Originally, it was created to solve the main problem of vegetable farmers: losses due to delayed selling of the product. Quality degraded, vegetables start to rot, and of course these vegetables are not accepted any more by supermarkets like Walmart, la Colonia and la Antorcha. Also the buying party does not take responsibility: the constant delay of payment for their products; competition between chains to sell their products, because many of them have similar products; the lack of storage; inadequate logistics to deliver the products, etc.

Currently, one of the essential services the consortium offers to its partners is the business establishment. Additionally, and with the technical support for and by technical staff, staggered planting plans are organised, which are required to cover the demand. At this point, each company is responsible for the fulfillment of the production according to their capacities and to provide, as assigned in the production and supply plan.

This organisation is relatively new and on its consolidation and positioning stage, the priority has been to improve the producers’ income of its partner companies, followed by quota management and offerings for their own products, broadening their commercialization services for vegetable farmers from the same integrated producers, keeping a constant integration management of other companies, which are demanding these products within the consortium.

FUNDER keeps helping this consortium through technical assessment, support and promotion for the implementation of good agricultural and manufacturing practices, generation of added value, and assessment in the implementation of a quality label allowing their vegetables trading and building their own-brand as small producers.

Rikolto has taken this consortium as partner since 2014. We have strengthened technical, entrepreneurial and organisational skills of this consortium, providing back-up in the defining of strategies to their role, assessing in the preparation of their strategic plan, looking for market solutions, which would allow them to keep their business model, so every company and each stakeholder of the consortium obtains a secure, fair and inclusive market for their products. Given the importance of (social, economic, environmental…) sustainability, Rikolto has managed to implement strategies and actions allowing the consortium to supply markets of Tegucigalpa on a sustainable basis, to guarantee safe and innocuous products and implementing sustainable productive models that blend good agricultural practices and integrated pest management.

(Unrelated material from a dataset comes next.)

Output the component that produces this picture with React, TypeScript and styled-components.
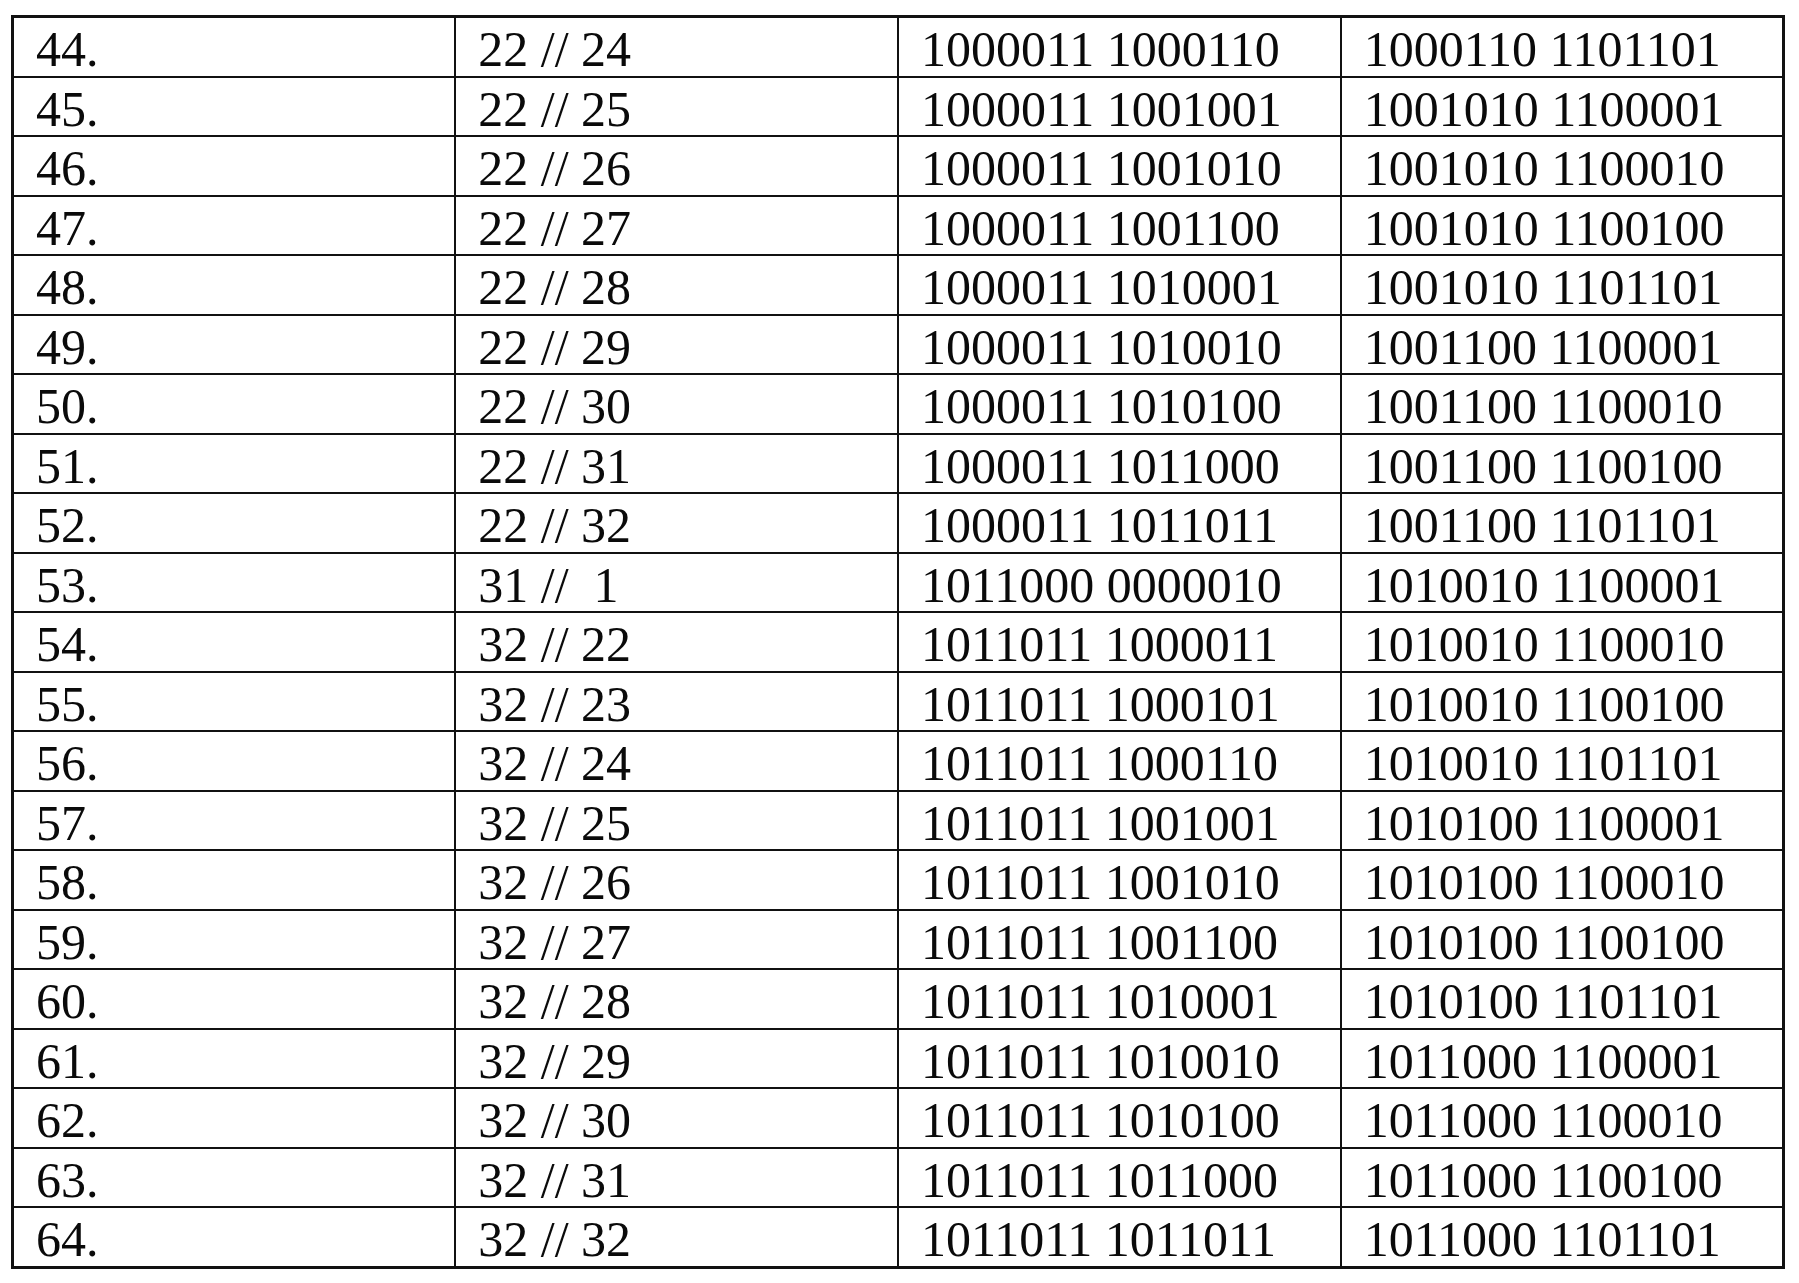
import React from 'react';
import styled, { createGlobalStyle } from 'styled-components';

type Row = {
  no: number;
  pair: string;
  code: string;
  result: string;
};

const rows: Row[] = [
  { no: 44, pair: '22 // 24', code: '1000011 1000110', result: '1000110 1101101' },
  { no: 45, pair: '22 // 25', code: '1000011 1001001', result: '1001010 1100001' },
  { no: 46, pair: '22 // 26', code: '1000011 1001010', result: '1001010 1100010' },
  { no: 47, pair: '22 // 27', code: '1000011 1001100', result: '1001010 1100100' },
  { no: 48, pair: '22 // 28', code: '1000011 1010001', result: '1001010 1101101' },
  { no: 49, pair: '22 // 29', code: '1000011 1010010', result: '1001100 1100001' },
  { no: 50, pair: '22 // 30', code: '1000011 1010100', result: '1001100 1100010' },
  { no: 51, pair: '22 // 31', code: '1000011 1011000', result: '1001100 1100100' },
  { no: 52, pair: '22 // 32', code: '1000011 1011011', result: '1001100 1101101' },
  { no: 53, pair: '31 //  1', code: '1011000 0000010', result: '1010010 1100001' },
  { no: 54, pair: '32 // 22', code: '1011011 1000011', result: '1010010 1100010' },
  { no: 55, pair: '32 // 23', code: '1011011 1000101', result: '1010010 1100100' },
  { no: 56, pair: '32 // 24', code: '1011011 1000110', result: '1010010 1101101' },
  { no: 57, pair: '32 // 25', code: '1011011 1001001', result: '1010100 1100001' },
  { no: 58, pair: '32 // 26', code: '1011011 1001010', result: '1010100 1100010' },
  { no: 59, pair: '32 // 27', code: '1011011 1001100', result: '1010100 1100100' },
  { no: 60, pair: '32 // 28', code: '1011011 1010001', result: '1010100 1101101' },
  { no: 61, pair: '32 // 29', code: '1011011 1010010', result: '1011000 1100001' },
  { no: 62, pair: '32 // 30', code: '1011011 1010100', result: '1011000 1100010' },
  { no: 63, pair: '32 // 31', code: '1011011 1011000', result: '1011000 1100100' },
  { no: 64, pair: '32 // 32', code: '1011011 1011011', result: '1011000 1101101' },
];

const GlobalStyle = createGlobalStyle`
  html, body {
    margin: 0;
    padding: 0;
    background: #ffffff;
  }
  body {
    font-family: "Liberation Serif", "Times New Roman", serif;
    color: #0a0a0a;
  }
`;

const Page = styled.div`
  padding: 15px 0 0 11px;
`;

const Table = styled.table`
  border-collapse: collapse;
  table-layout: fixed;
  width: 1774px;
  border: 3px solid #111;
`;

const Cell = styled.td`
  border: 2px solid #111;
  height: 52.5px;
  padding: 5px 0 0 22px;
  font-size: 50px;
  line-height: 50px;
  white-space: pre;
  vertical-align: middle;
  overflow: hidden;
`;

export default function App() {
  return (
    <Page>
      <GlobalStyle />
      <Table>
        <tbody>
          {rows.map((r) => (
            <tr key={r.no}>
              <Cell>{r.no}.</Cell>
              <Cell>{r.pair}</Cell>
              <Cell>{r.code}</Cell>
              <Cell>{r.result}</Cell>
            </tr>
          ))}
        </tbody>
      </Table>
    </Page>
  );
}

A very interesting element regarding sustainability is the vast majority of the producers participation in the consortium, in a private initiative called “Resources for my land” (Recursos para mi tierra), in which the bank La Banca Privada via the FICOHSA bank, the supermarket chain La Colonia and the foundation FUNDER, have established a deed trust to attend these producers. Under this initiative, the supermarket chain La Colonia supplies up to 80% of their vegetables demand. This way, FICOHSA bank provides production credits (and an agricultural insurance), FUNDER offers technical assessment services and La Colonia buys in the percentages referred to before. With this, producers obtain a safe market and good prices. While this initiative has been good to small producers, there is still room for improvement in aspects directly related to environmental and economic sustainability, and to the inclusiveness in trading relationships and in the achievement of better income for farmers’ families. There are signs the access to this initiative is limited and that the services’ costs (for technical assessment, credits, insurance…) make this model still expensive.

After a year of intervention, Rikolto (formerly VECO MA) sees a few challenges:

  • Defining a clear strategic plan for the next 5 years
  • Preparing better trading strategies
  • Organising technical, productive and logistic aspects in the production plan
  • More precise analysis regarding costs along the chain
  • Greater emphasis on sustainability within this chain and its environment.

Furthermore, since 2014, a better understanding has been reached with the supermarket chain La Colonia, which has provided a space for discourse between producers and support organisations, such as Rikolto and FUNDER, to find sustainable solutions for problems encountered in the chain and the surroundings. Among the opportunities to seize in the upcoming months is:

  • The implementation of a more sustainable productive model
  • The use of protected agriculture (La Colonia wants to make more resources available for this)
  • The use of technology in irrigation systems that enable a more efficient water use (FUNDER has obtained the resources to strengthen this area)
  • The implementation of good agricultural practices
  • A better organisation in the processing storage centres
  • The implementation and certification in good manufacturing practices
  • The adequate solid and liquid waste disposal
  • The added value, especially for those products that do not comply with the quality standards of the supermarkets
  • To improve the global entrepreneurial logistics in the consortium: this is of vital importance, as the expenditure on fuel is excessive (transport is not centralized and sometimes each producer has to find it by their own means)
  • To lower the production and commercialization costs, so their products can be affordable for the rest of the population
  • To increase the trading volumes (not only to supermarket chains La Colonia and Walmart) in order to supply the demand of
  • Tegucigalpa (trading in a collective way to the so-called informal markets) and to have an operational volumes with economic sustainability and a business model granted by the organisation.

So far ‘Resources for my land’ has been implemented by the private sector and supported by FUNDER and Rikolto. However, the model type and the way small producer have organized helped to respond to the vegetables demand, the public sector and in particular, the municipality of Tegucigalpa could play a very important role to enforce this initiative and to make these products available for the poorer segments of the population.

This model can generate schooling, successful factors and a lesson that can guide the public and private sector in the moment of designing strategies for the food provision to larger cities and to improve the food security for the poor. To us, as part of Rikolto, there is still a long way to go, but we are confident we are at the good track in terms of pilot projects to achieve our mission of developing adequate conditions for small producers to play their part in reducing poverty in rural communities and to help to procure food on a sustainable basis for the growing global population and to reduce the pressure our planet faces.